I was alone in this, and yet, not alone enough!

I felt as if I had exchanged my solo transport for a bicycle made for three; myself and the little sisters. But I tried; I tried to make my small, UN-soundproofed cubicle – because it was – into a teenage world that reflected the life and times of my era. I would stride inside and slam the curtain behind me.

Inside was a world that was mine alone even if it didn’t go all the way to the ceiling. There was a bunk bed in the corner and my mum had “home decorated” all the bedclothes to match the curtain doors and the hardwearing wall-to-wall carpet. The dominant color was sky blue and turquoise which was pretty avant-garde when you consider the relentless autumn colors of the seventies era.

So there was my bed, the same color as my sisters’ beds, the same color as the carpet and all the curtains.
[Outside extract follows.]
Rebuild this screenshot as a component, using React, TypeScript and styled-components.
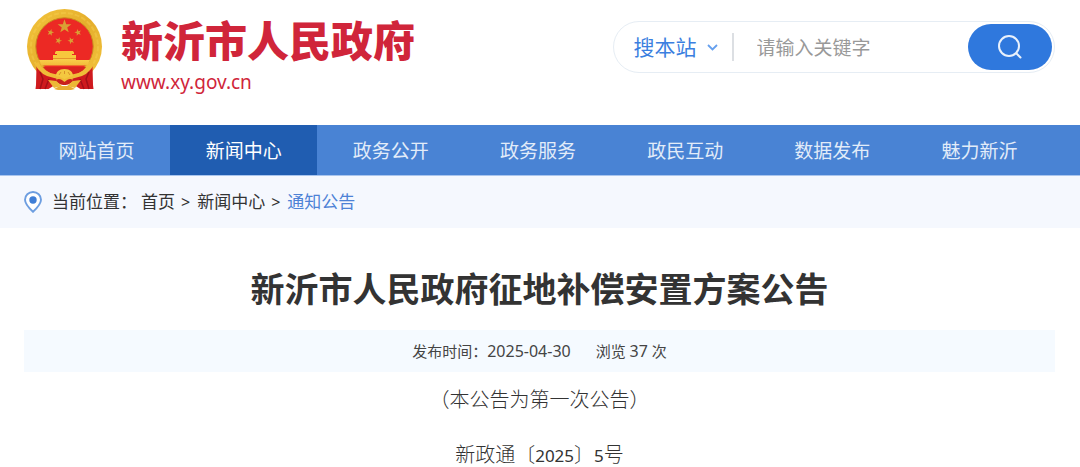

Yes, there was nothing much that I could do on the bed front. There was not a lot of wall but I hungrily annexed it. It was the place that I could express my quintessential seventies self. Collages were very in and I was in to them. I had piles of teen mags with dozens of pics of David Essex, David Cassidy, David Bowie, Slade and TRex.

In my tiny little cell I would crouch down and devour the pop culture dripping from their enticing pages. I had a small bedside table – everything was dinky because my well meaning parents had sacrificed sleeping space for living space – upon which I had my transistor radio proudly playing the top twenty with reliable regularity. As long as I stayed on my haunches I could pretend I was in a real room with real walls and a door that made a loud, uncompromising sound when you closed it.
So on my wall was MY seventies. In the forefront were all the boys that I was currently in love with. There were a lot of them and I’m embarrassed to say that a good few had nothing more than a couple of dimples in lieu of any real tangible talent. David Cassidy was the leader of this pack looking as if butter wouldn’t melt in his rather delectable mouth. Who could look at him without hearing strains of “I think I love you”. David Essex gazed down at me in between cutouts of The Cowsills all in a row, everyone with their hair in that peculiar helmet style so popular in the seventies.

I had tried unsuccessfully to get over my affair with Jack Wild from the musical Oliver but it was proving well nigh impossible. His wickedly gorgeous face with that audacious boot-shaped nose was a recurring theme on my wall; one might almost say it was the backdrop for everything else. Sometimes I would get up off the floor and collapse on my bunk bed with my hands behind my head and worry about how I was going to engineer our inevitable meeting. But, that’s enough about the wall. A wall is just a wall after all.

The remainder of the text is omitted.